Not that there really is any kind of story: Waiting . . . begins with a drunken party and ends at almost exactly the same place. The script ignores the standard "three-act" formula, with little structure and virtually no character arcs. Many of the dilemmas that are established never pay off, and there is no clear protagonist or antagonist. To make matters even murkier, the movie is poorly shot in visually uninteresting locations with constant soft focus.

That said, it's also damn funny. Clearly inspired by Clerks and Office Space, it's worthy to stand alongside them as a new classic of the "sucky job" subgenre. If you've ever worked at a restaurant, you know many of these characters, and you also likely know the sort of vulgar humor that young people with unoccupied minds tend to come up with during the downtime of their boring minimum-wage routine. The major pastime of this crew is a contest simply called The Game, in which the object is for a guy to trick a fellow employee into looking at his genitals, at which point the winner gets to kick the loser in the ass and repeatedly call him a fag. Head chef Raddimus (Luis Guzman) thinks about the contest way too much, and has actually developed a multi-pronged strategy.

Then there's the new blood, a nervous nebbish named Mitch (John Francis Daley), whose entire orientation consists of Ryan Reynolds' Monty instilling homosexual panic in him. In most movies, Mitch would be the lead, but here he doesn't get much to do. Reynolds, on the other hand . . . well, bless him for coming back to comedy. Ill-fated turns in Blade: Trinity and the Amityville Horror remake didn't go so well, because it's not in his nature to be serious onscreen. Here, he lets his inner frat boy fly, not unlike Jason Lee in some of the earlier Kevin Smith movies. And he only shows off his abs once.

Jeepers Creepers star Justin Long gets the only thing close to what some might call character development, as Dean, the sensitive guy who has to decide whether or not he really wants the promotion to assistant manager being offered to him by dumbass head honcho Dan (David Koechner). But even this isn't especially important -- the scene in which Monty and ex-lover Serena (Anna Faris) verbally spar over Monty's technique in the sack is given more weight than Dean's ego woes.

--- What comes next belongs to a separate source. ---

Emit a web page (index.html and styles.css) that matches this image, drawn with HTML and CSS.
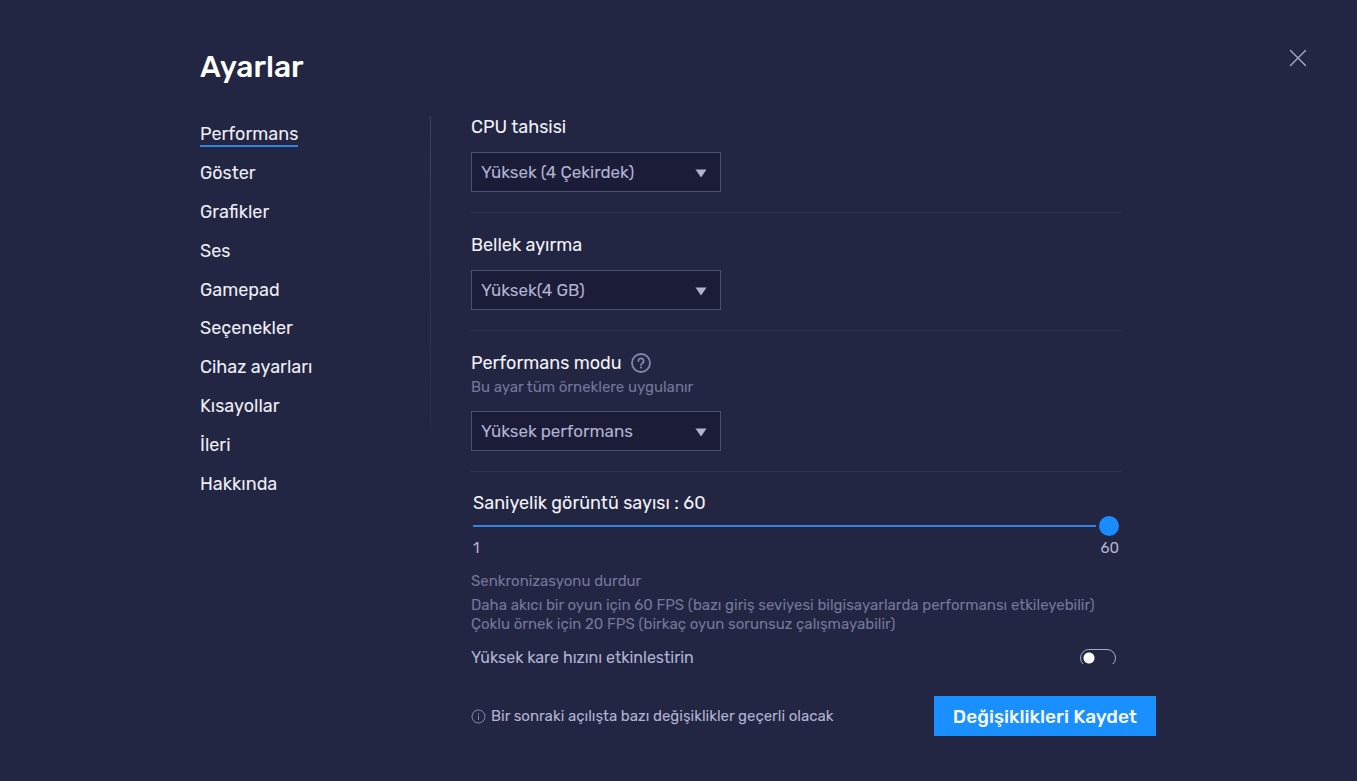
FILE: index.html
```html
<!DOCTYPE html>
<html lang="tr">
<head>
<meta charset="utf-8">
<meta name="viewport" content="width=device-width, initial-scale=1">
<title>Ayarlar</title>
<link rel="stylesheet" href="styles.css">
</head>
<body>
<main class="settings">
  <header class="header">
    <h1 class="title">Ayarlar</h1>
    <button class="close" type="button" aria-label="Kapat">
      <svg width="18" height="18" viewBox="0 0 18 18" fill="none" stroke="currentColor" stroke-width="1.4" stroke-linecap="round"><path d="M1.500 1.500l15 15M16.500 1.500l-15 15"/></svg>
    </button>
  </header>
  <div class="body">
    <nav class="nav">
      <a class="nav-link active" href="#performans">Performans</a>
      <a class="nav-link" href="#goster">Göster</a>
      <a class="nav-link" href="#grafikler">Grafikler</a>
      <a class="nav-link" href="#ses">Ses</a>
      <a class="nav-link" href="#gamepad">Gamepad</a>
      <a class="nav-link" href="#secenekler">Seçenekler</a>
      <a class="nav-link" href="#cihaz">Cihaz ayarları</a>
      <a class="nav-link" href="#kisayollar">Kısayollar</a>
      <a class="nav-link" href="#ileri">İleri</a>
      <a class="nav-link" href="#hakkinda">Hakkında</a>
    </nav>
    <div class="divider"></div>
    <div class="panel">
      <section class="group">
        <label class="label" for="cpu">CPU tahsisi</label>
        <div class="select-box">
          <select class="select" id="cpu"><option>Yüksek (4 Çekirdek)</option></select>
          <svg class="arrow" width="12" height="9" viewBox="0 0 12 9"><path d="M.5.5h11L6 8.500z" fill="currentColor"/></svg>
        </div>
      </section>
      <section class="group">
        <label class="label" for="ram">Bellek ayırma</label>
        <div class="select-box">
          <select class="select" id="ram"><option>Yüksek(4 GB)</option></select>
          <svg class="arrow" width="12" height="9" viewBox="0 0 12 9"><path d="M.5.5h11L6 8.500z" fill="currentColor"/></svg>
        </div>
      </section>
      <section class="group">
        <div class="label-row">
          <label class="label" for="mode">Performans modu</label>
          <svg class="help" width="20" height="20" viewBox="0 0 20 20" fill="none" stroke="currentColor" stroke-width="1.8" stroke-linecap="round"><circle cx="10" cy="10" r="9"/><path d="M7.400 8a2.600 2.600 0 1 1 4.200 2.050c-.9.700-1.600 1.050-1.600 2"/><circle cx="10" cy="14.500" r="1.100" fill="currentColor" stroke="none"/></svg>
        </div>
        <p class="hint mode-hint">Bu ayar tüm örneklere uygulanır</p>
        <div class="select-box">
          <select class="select" id="mode"><option>Yüksek performans</option></select>
          <svg class="arrow" width="12" height="9" viewBox="0 0 12 9"><path d="M.5.5h11L6 8.500z" fill="currentColor"/></svg>
        </div>
      </section>
      <section class="fps">
        <div class="slider">
          <label class="label" for="fps">Saniyelik görüntü sayısı : 60</label>
          <input class="range" id="fps" type="range" min="1" max="60" value="60">
          <div class="scale"><span>1</span><span>60</span></div>
        </div>
        <h2 class="hint">Senkronizasyonu durdur</h2>
        <p class="hint tips">Daha akıcı bir oyun için 60 FPS (bazı giriş seviyesi bilgisayarlarda performansı etkileyebilir)<br>Çoklu örnek için 20 FPS (birkaç oyun sorunsuz çalışmayabilir)</p>
        <div class="toggle-row">
          <label for="highfps">Yüksek kare hızını etkinlestirin</label>
          <input class="toggle" id="highfps" type="checkbox" role="switch">
        </div>
      </section>
    </div>
  </div>
  <footer class="footer">
    <p class="notice">
      <svg class="info" width="15" height="15" viewBox="0 0 15 15" fill="none" stroke="currentColor"><circle cx="7.500" cy="7.500" r="6.500"/><path d="M7.500 6.500v4.500M7.500 4v1.300"/></svg>
      Bir sonraki açılışta bazı değişiklikler geçerli olacak
    </p>
    <button class="save" type="button">Değişiklikleri Kaydet</button>
  </footer>
</main>
</body>
</html>
```
FILE: styles.css
```css
* { box-sizing: border-box; }

body {
  margin: 0;
  background: #232642;
  color: #f2f2fa;
  font-family: Rubik, Roboto, "Liberation Sans", sans-serif;
  font-size: 18px;
}

h1, h2, p { margin: 0; font-weight: 400; }

.settings {
  height: 100vh;
  display: flex;
  flex-direction: column;
  padding: 48px 201px 45px 200px;
}

.header {
  display: flex;
  justify-content: space-between;
  align-items: flex-start;
  margin-right: -151px;
  height: 68px;
  flex-shrink: 0;
}
.title { font-size: 30px; line-height: 38px; font-weight: 500; color: #fff; }
.close {
  display: flex;
  padding: 1px 0;
  border: 0;
  background: none;
  color: #a9aac8;
}

.body {
  flex: 1;
  min-height: 0;
  display: grid;
  grid-template-columns: 230px 1px 1fr;
}

.nav {
  display: grid;
  align-self: start;
  grid-auto-rows: 1fr;
  min-height: 388px;
  justify-items: start;
  align-items: center;
}
.nav-link {
  color: #eeeef8;
  text-decoration: none;
  line-height: 22px;
  border-bottom: 2px solid transparent;
}
.nav-link.active { border-color: #2f86df; }

.divider {
  height: 370px;
  background: linear-gradient(#3e4163, #232642);
}

.panel {
  overflow-y: auto;
  scrollbar-width: none;
  padding: 0 35px 0 40px;
}
.group {
  padding-bottom: 20px;
  margin-bottom: 21px;
  border-bottom: 1px solid #2e3150;
}
.group:nth-of-type(3) { margin-bottom: 20px; }
.label { display: block; line-height: 22px; }
.label-row { display: flex; align-items: center; gap: 9px; }
.help { color: #8587aa; }
.hint { font-size: 15px; line-height: 19px; color: #75779a; }
.mode-hint { margin-top: 4px; }

.select-box {
  position: relative;
  max-width: 250px;
  margin-top: 14px;
  color: #b2b3d3;
}
.select {
  display: block;
  width: 100%;
  height: 40px;
  padding: 0 40px 0 9px;
  appearance: none;
  border: 1px solid #4a4c70;
  border-radius: 0;
  background: #1b1d38;
  color: inherit;
  font: inherit;
  font-size: 17px;
}
.arrow {
  position: absolute;
  right: 14px;
  top: 17px;
  pointer-events: none;
}

.slider { padding: 0 2px; }
.range {
  display: block;
  width: 100%;
  height: 20px;
  margin: 2px 0;
  appearance: none;
  background: linear-gradient(#2f86df, #2f86df) left center / calc(100% - 23px) 2px no-repeat;
}
.range::-webkit-slider-thumb {
  appearance: none;
  width: 20px;
  height: 20px;
  border-radius: 50%;
  background: #1a8cff;
}
.scale {
  display: flex;
  justify-content: space-between;
  margin-bottom: 14px;
  font-size: 15px;
  line-height: 20px;
  color: #b2b3d3;
}
.tips { margin-top: 5px; }

.toggle-row {
  display: flex;
  justify-content: space-between;
  align-items: center;
  margin-top: 15px;
  padding-right: 5px;
  font-size: 16px;
  line-height: 18px;
  color: #b2b3d3;
}
.toggle {
  appearance: none;
  width: 36px;
  height: 18px;
  margin: 0;
  border: 1px solid #a9aac8;
  border-radius: 9px;
  background: radial-gradient(circle at 8px 8px, #fff 5px, transparent 6px);
}

.footer {
  display: flex;
  justify-content: space-between;
  align-items: center;
  margin-top: 32px;
  padding-left: 271px;
}
.notice {
  display: flex;
  align-items: center;
  gap: 5px;
  font-size: 15px;
  color: #b2b3d3;
}
.info { color: #8587aa; }
.save {
  height: 40px;
  padding: 0 19px;
  border: 0;
  background: #1a8fff;
  color: #f4f9ff;
  font-family: inherit;
  font-size: 19px;
  font-weight: 500;
}
```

Not to mention it's the first time in a movie that Faris has come close to seeming smart.

Then there are the adolescent wannabe-gangsta busboys (Max Kasch and Andy Milonakis, who bust a pretty funny rhyme over the end credits), the obnoxious mean-spirited cook (Dane Cook, welcoming new recruits with the line "Welcome to Thunderdome, bitch!"), the rageaholic waitress (Alanna Ubach), and Chi McBride in an amusing send-up of the Wise Old Black Man archetype.

Humor is subjective, of course, and if you're easily offended by profanity or dick jokes, Waiting . . . is certainly not for you. There are no moral lessons learned, and while there is an underlying theme of potential pathos to the lives of people who work annoying jobs all day and get wasted every night, any hint of depth seems almost accidental. Writer-director Rob McKittrick doesn't have any visual flair at all, but he can write jokes and create characters as well as the best in the business. If he can get his future scripts to someone better equipped to direct them, watch out. In the meantime, be sure to stick around till the very, very end of the end credits to catch everything.